Multi-Armed Bandits

Looks at the explore-exploit problem. An agent is tasked with choosing from one of a set of lotteries which they only have limited information about at any given point. Each of the lotteries is part of the environment, & has some probability distribution over reward the agent gets by sampling from the lottery.

Then the question becomes: what’s the best policy to implement for this agent? Random sampling is dumb, so it should be a decent benchmark. A cheater knows the rewards beforehand, and can just sample from the lottery with the highest expected payoff. But what sane learning strategy can we implement that converges to the optimal policy over time?

Naively, let’s say you implement an algorithm that just samples from the (historically, to the agent) highest-value lottery/arm. Let’s define some functions:

\[Q_t(a) = \frac{\text{sum of rewards when } a \text{ was taken prior to } t}{\text{# of times } a \text{ was taken prior to } t} = \frac{\sum_{i=1}^{t-1} R_i \cdot \unicode{x1D7D9}_{A_i=a}}{\sum_{i=1}^{t-1} \unicode{x1D7D9} _{A_i = a}}\]

This tracks the mean reward of taking the action \(a\), which corresponds to sampling from the arm \(A_i.\) By the law of large numbers, this eventually converges to the true expected value of any given arm—but this does not guarantee that this algorithm converges to the maximal arm.
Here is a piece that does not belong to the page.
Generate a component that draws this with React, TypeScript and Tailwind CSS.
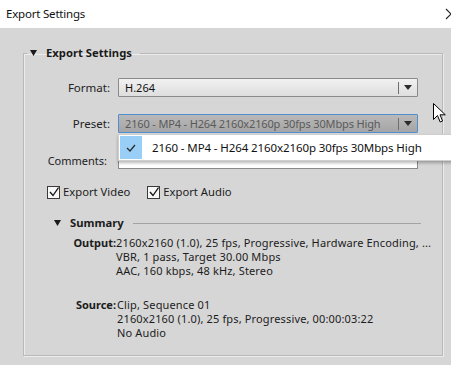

For instance, the greedy strategy

\[A_t = \text{argmax}_a Q_t(a)\]

never explores, so (depending on initialization) nearly always exploits the first arm it comes across. We can add an \(\epsilon\)-randomness component to this, which ensures it acts greedily most of the time. And, in fact, in the limit this converges to the optimal policy, because each arm will be sampled an infinite amount of times and \(Q_t(a)\) for each arm becomes accurate in the limit. Still has shit asymptotics.

We’d like stronger explore incentives that make achieving optimality more tractable (in shorter amounts of time). One way of doing this is the following:

\[A_t = \text{argmax}_a \left[ Q_t(a) + c \sqrt{\frac{\ln t}{N_t(a)}}\right]\]

where \(N_t(a)\) is the number of times each arm has been sampled. This algorithm goes through all the arms at least once (dividing by 0 = inf), and then slowly converges on the one with the best reward. \(c\) is some parameter. This upper confidence bound action selection converges more nicely. We take the square root because it’s approximately meant to capture the ‘variance’ of \(a\)’s value, ergo the ‘upper bound’ nature of this optimization.

There’s some interesting infra-Bayesian stuff here.